Die USA haben bereits angekündigt, die Finanztransaktionssteuer nicht einzuführen und auch Großbritannien weigert sich, mit den anderen EU-Ländern mitzuziehen. Dort sieht man der Einführung dieser Steuer gelassen entgegen und hofft auf die Kapitalabwanderung an den Finanzplatz London. Frankreich dagegen ist entschlossen, sie notfalls auch im Alleingang einzuführen, und auch Deutschland wirbt inzwischen dafür. Aber die politische Landschaft in Deutschland ist in Befürworter und Gegner gespalten.

Informieren Sie sich im Internet über die unterschiedlichen Positionen der Parteien. Tragen Sie Ihre Ergebnisse zusammen und vergleichen Sie diese.

 

Gegenwärtig wird die Diskussion um die Finanztransaktionssteuer auf internationaler Ebene sehr kontrovers diskutiert.
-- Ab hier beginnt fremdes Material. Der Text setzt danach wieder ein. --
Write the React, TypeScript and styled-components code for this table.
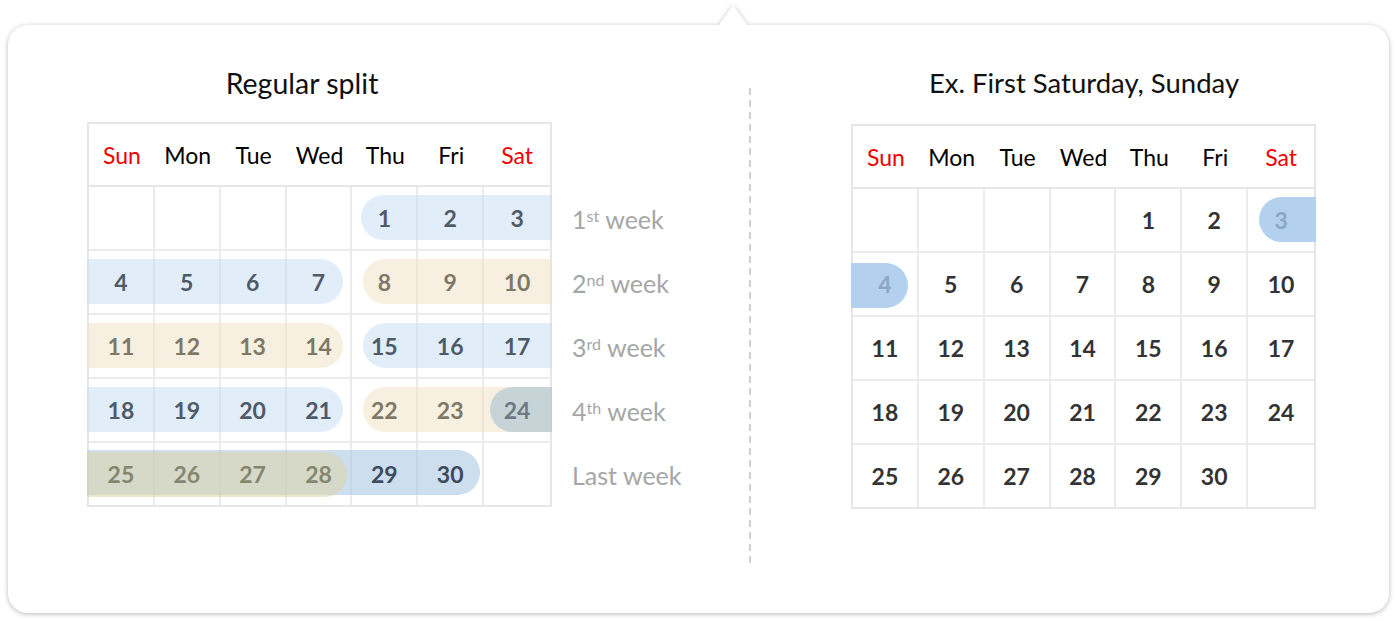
import React from "react";
import styled, { createGlobalStyle } from "styled-components";

const GlobalStyle = createGlobalStyle`
  html, body { margin: 0; padding: 0; background: #ffffff; }
  body { padding: 8px; font-family: "Lato", "Liberation Sans", sans-serif; }
  * { box-sizing: border-box; }
`;

const Frame = styled.div`
  position: relative;
  width: 1381px;
  margin-top: 17px;
  filter: drop-shadow(0 1px 2.5px rgba(0, 0, 0, 0.28));
`;

const Arrow = styled.div`
  position: absolute;
  top: -20px;
  left: 710px;
  width: 30px;
  height: 21px;
  background: #ffffff;
  clip-path: polygon(50% 0, 100% 100%, 0 100%);
`;

const Card = styled.div`
  height: 588px;
  background: #ffffff;
  border-radius: 20px;
  display: flex;
  align-items: flex-start;
  padding: 41px 0 0 79px;
`;

const Section = styled.div<{ $width: number; $offset?: number }>`
  width: ${(p) => p.$width}px;
  margin-left: ${(p) => p.$offset ?? 0}px;
  display: flex;
  flex-direction: column;
`;

const Title = styled.div<{ $width: number; $gap: number; $size: number }>`
  width: ${(p) => p.$width}px;
  text-align: center;
  font-size: ${(p) => p.$size}px;
  line-height: 34px;
  color: #111111;
  margin-bottom: ${(p) => p.$gap}px;
`;

const Divider = styled.div`
  width: 2px;
  height: 479px;
  margin-top: 22px;
  background: repeating-linear-gradient(
    to bottom,
    #cfcfcf 0 7px,
    transparent 7px 12px
  );
`;

const CalRow = styled.div`
  display: flex;
  align-items: flex-start;
`;

const Table = styled.div`
  width: 465px;
  border: 2px solid #e6e6e6;
`;

const HeaderRow = styled.div`
  display: grid;
  grid-template-columns: repeat(7, 1fr);
  height: 63px;
  border-bottom: 2px solid #e6e6e6;
`;

const HeadCell = styled.div<{ $weekend: boolean }>`
  display: flex;
  align-items: center;
  justify-content: center;
  font-size: 23px;
  color: ${(p) => (p.$weekend ? "#f20000" : "#000000")};
`;

const WeekRow = styled.div<{ $last: boolean }>`
  position: relative;
  display: grid;
  grid-template-columns: repeat(7, 1fr);
  height: ${(p) => (p.$last ? 62 : 64)}px;
  border-bottom: ${(p) => (p.$last ? "none" : "2px solid #ebebeb")};
`;

const DayCell = styled.div<{ $last: boolean }>`
  display: flex;
  align-items: center;
  justify-content: center;
  border-right: ${(p) => (p.$last ? "none" : "2px solid #ebebeb")};
`;

const DayNum = styled.span<{ $color: string }>`
  position: relative;
  z-index: 2;
  font-size: 23px;
  font-weight: 700;
  color: ${(p) => p.$color};
`;

const Bar = styled.div<{ $color: string; $roundLeft: boolean; $roundRight: boolean }>`
  position: absolute;
  z-index: 1;
  height: 45px;
  background: ${(p) => p.$color};
  border-radius: ${(p) =>
    `${p.$roundLeft ? 23 : 0}px ${p.$roundRight ? 23 : 0}px ${p.$roundRight ? 23 : 0}px ${p.$roundLeft ? 23 : 0}px`};
`;

const Labels = styled.div`
  display: flex;
  flex-direction: column;
  margin-left: 20px;
  padding-top: 65px;
`;

const Label = styled.div`
  height: 64px;
  display: flex;
  align-items: center;
  font-size: 25px;
  color: #a6a6a6;
  white-space: nowrap;
`;

const Sup = styled.sup`
  font-size: 16px;
  line-height: 0;
  position: relative;
  top: -3px;
  margin-right: 6px;
`;

type BarSpec = {
  left: number;
  right: number;
  color: string;
  rl: boolean;
  rr: boolean;
  top?: number;
};

const DAYS = ["Sun", "Mon", "Tue", "Wed", "Thu", "Fri", "Sat"];

const BLUE = "rgba(195, 219, 241, 0.5)";
const BEIGE = "rgba(239, 225, 195, 0.5)";
const BLUE_MID = "rgba(172, 200, 227, 0.6)";
const BEIGE_OVER = "rgba(223, 210, 162, 0.5)";
const SLATE = "rgba(166, 194, 208, 0.6)";

const T_BLUE = "#4f5a67";
const T_BEIGE = "#7e7867";
const T_SLATE = "#6c7884";
const T_OLIVE = "#85866f";
const T_DEEP = "#3d4b5c";

const weeks: number[][] = [
  [0, 0, 0, 0, 1, 2, 3],
  [4, 5, 6, 7, 8, 9, 10],
  [11, 12, 13, 14, 15, 16, 17],
  [18, 19, 20, 21, 22, 23, 24],
  [25, 26, 27, 28, 29, 30, 0],
];

const leftColor = (n: number): string => {
  if (n <= 7) return T_BLUE;
  if (n <= 14) return T_BEIGE;
  if (n <= 21) return T_BLUE;
  if (n <= 23) return T_BEIGE;
  if (n === 24) return T_SLATE;
  if (n <= 28) return T_OLIVE;
  return T_DEEP;
};

const leftBars: BarSpec[][] = [
  [{ left: 272, right: 463, color: BLUE, rl: true, rr: false }],
  [
    { left: -2, right: 254, color: BLUE, rl: false, rr: true },
    { left: 274, right: 463, color: BEIGE, rl: true, rr: false },
  ],
  [
    { left: -2, right: 254, color: BEIGE, rl: false, rr: true },
    { left: 274, right: 463, color: BLUE, rl: true, rr: false },
  ],
  [
    { left: -2, right: 254, color: BLUE, rl: false, rr: true },
    { left: 274, right: 463, color: BEIGE, rl: true, rr: false },
    { left: 401, right: 463, color: SLATE, rl: true, rr: false },
  ],
  [
    { left: -2, right: 391, color: BLUE_MID, rl: false, rr: true, top: -1 },
    { left: -2, right: 258, color: BEIGE_OVER, rl: false, rr: true, top: 1 },
  ],
];

const HL = "#b3d1ee";
const rightBars: BarSpec[][] = [
  [{ left: 406, right: 463, color: HL, rl: true, rr: false }],
  [{ left: -2, right: 55, color: HL, rl: false, rr: true, top: 2 }],
  [],
  [],
  [],
];

const rightColor = (n: number): string => (n === 3 || n === 4 ? "#8ba7c4" : "#333333");

type CalendarProps = {
  bars: BarSpec[][];
  colorOf: (n: number) => string;
};

const Calendar: React.FC<CalendarProps> = ({ bars, colorOf }) => (
  <Table>
    <HeaderRow>
      {DAYS.map((d, i) => (
        <HeadCell key={d} $weekend={i === 0 || i === 6}>
          {d}
        </HeadCell>
      ))}
    </HeaderRow>
    {weeks.map((week, wi) => (
      <WeekRow key={wi} $last={wi === weeks.length - 1}>
        {bars[wi].map((b, bi) => (
          <Bar
            key={bi}
            $color={b.color}
            $roundLeft={b.rl}
            $roundRight={b.rr}
            style={{
              left: b.left,
              width: b.right - b.left,
              top: 8 + (b.top ?? 0),
            }}
          />
        ))}
        {week.map((n, di) => (
          <DayCell key={di} $last={di === 6}>
            {n > 0 && <DayNum $color={colorOf(n)}>{n}</DayNum>}
          </DayCell>
        ))}
      </WeekRow>
    ))}
  </Table>
);

const weekLabels: Array<[string, string]> = [
  ["1", "st"],
  ["2", "nd"],
  ["3", "rd"],
  ["4", "th"],
];

export default function App() {
  return (
    <>
      <GlobalStyle />
      <Frame>
        <Arrow />
        <Card>
          <Section $width={662}>
            <Title $width={430} $gap={22} $size={28.5}>
              Regular split
            </Title>
            <CalRow>
              <Calendar bars={leftBars} colorOf={leftColor} />
              <Labels>
                {weekLabels.map(([num, suf]) => (
                  <Label key={num}>
                    {num}
                    <Sup>{suf}</Sup>week
                  </Label>
                ))}
                <Label>Last week</Label>
              </Labels>
            </CalRow>
          </Section>
          <Divider />
          <Section $width={466} $offset={100}>
            <Title $width={466} $gap={24} $size={27.5}>
              Ex. First Saturday, Sunday
            </Title>
            <Calendar bars={rightBars} colorOf={rightColor} />
          </Section>
        </Card>
      </Frame>
    </>
  );
}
Genaue Aussagen zum Ausgang dieser Diskussion sind zurzeit noch nicht möglich. Sollte die Steuer eingeführt werden, sind die genauen Auswirkungen aktuell nur sehr schwer einzuschätzen. Auch auf wissenschaftlicher Ebene wird die Diskussion zur Besteuerung geführt, ohne dass sich innerhalb der Wirtschaftswissenschaften bisher eine herrschende Meinung gebildet hat.